Moreover, there was a towheaded miscreant in our class named Bruce who'd been left back the year before and who made it his sole mission to ridicule and terrorize the more Milhousey nosepicking types among us third graders (I mean that literally and figuratively; I was admittedly a habitual nostril-pirate, and often attempted self-induced nosebleeds and hyperventilation to get out of class). John "Master" Bates got it marginally worse than I did--beyond a certain dodgeball-victim *je ne sais quoi* I can't recall why he was such a social leper; I'd probably find him cool now--and I was more untouchable (and more loathed, surely, with insinuations of favouritism that loomed spectrally throughout my entire time at St. Mary's) to some degree because of my mother's position--but anyway, Bruce didn't spare me much. And I felt like I already gave at the office in the bullied department, so to speak...my brother could've [past tense?] easily taught a workshop on how to be an obnoxious, manipulative, preying-on-weakness, insecurity-concealing assholish brute. But I was a "good girl" and merely complained to my teacher and my parents and did my best to follow the advice to "just ignore him" that attended the torment from my perpetrators at both school and home. Until one morning before lessons started, when we were all lined up in the hall.

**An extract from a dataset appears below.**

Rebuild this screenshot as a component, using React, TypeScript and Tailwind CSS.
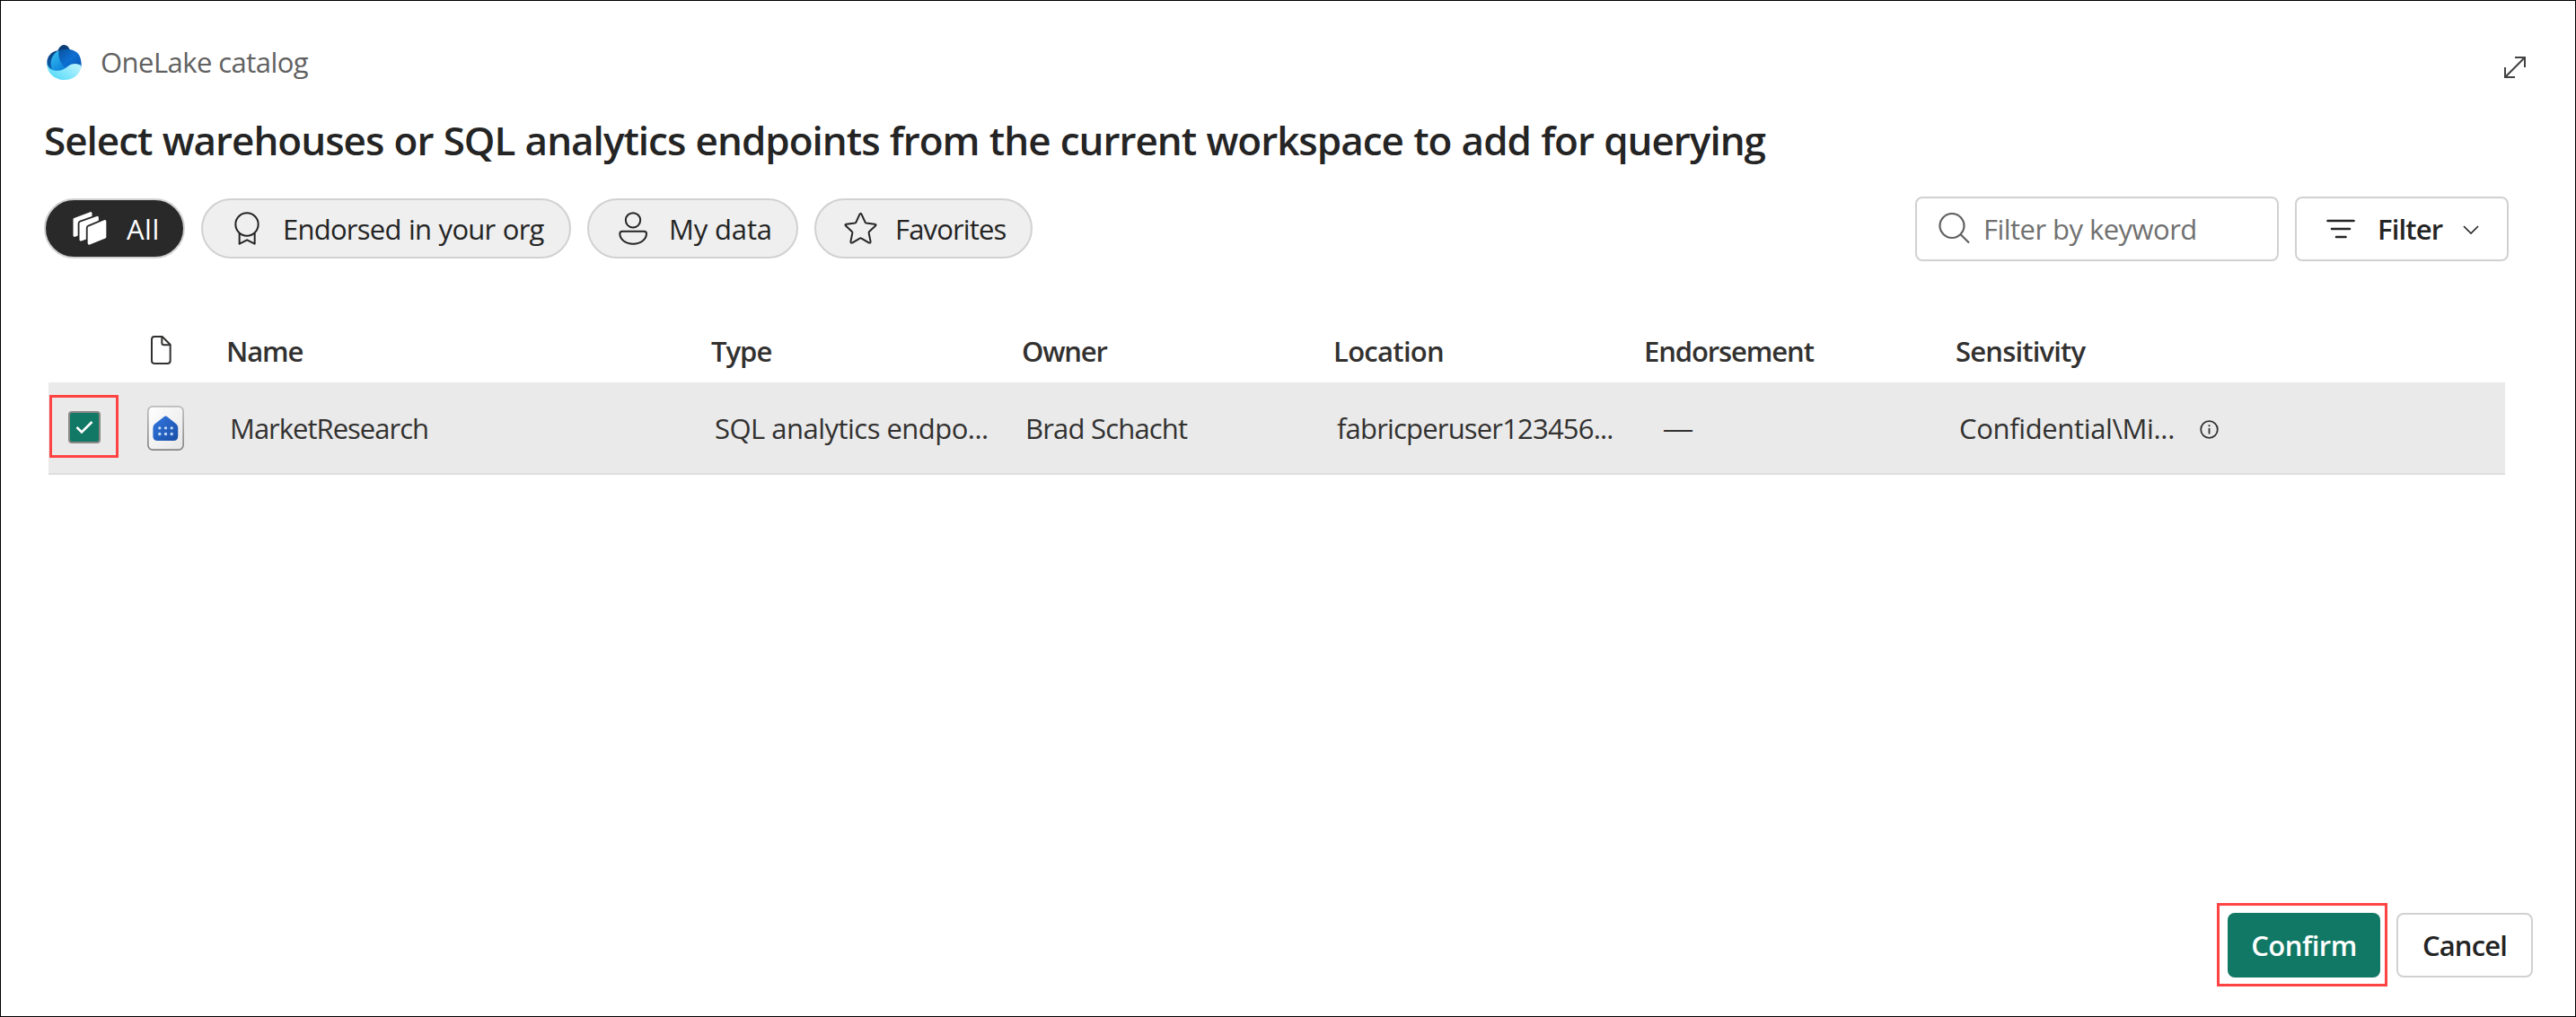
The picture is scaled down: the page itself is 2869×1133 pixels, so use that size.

I don't know if Bruce was picking on me specifically or if I was defending someone even more socially denigrated than myself but I just fucking snapped, and shoved him really hard into a big metal wastebasket and then proceeded to absolutely wail on him while the other students stood dumbstruck or cheering in vicarious id-release. A girl classmate definitely tattled, which sent Bruce and me down to the principal, Sister Ann Henry's office. Sister Ann Henry was a sometimes jolly, sometimes scary, ruddy-faced, white-haired Franciscan who still anachronstically wore a habit and I could swear even a wimple (although dressed in a conversative brown suit) during a more lenient period of nun fashion. I was convinced I was going to get into serious trouble over this, seeing as I'd made the first shove, but I merely got a short talking-to about the unChristian implications of beating the shit out of someone, and then dismissed. Bruce was another story. He generally left me alone after that incident and didn't return to St. Mary's the following year, to our unspoken collective relief.

The year after I moved to New York my mother sent me a newspaper clipping from the local Police Beat; apparently my childhood tormentor was convicted of rape.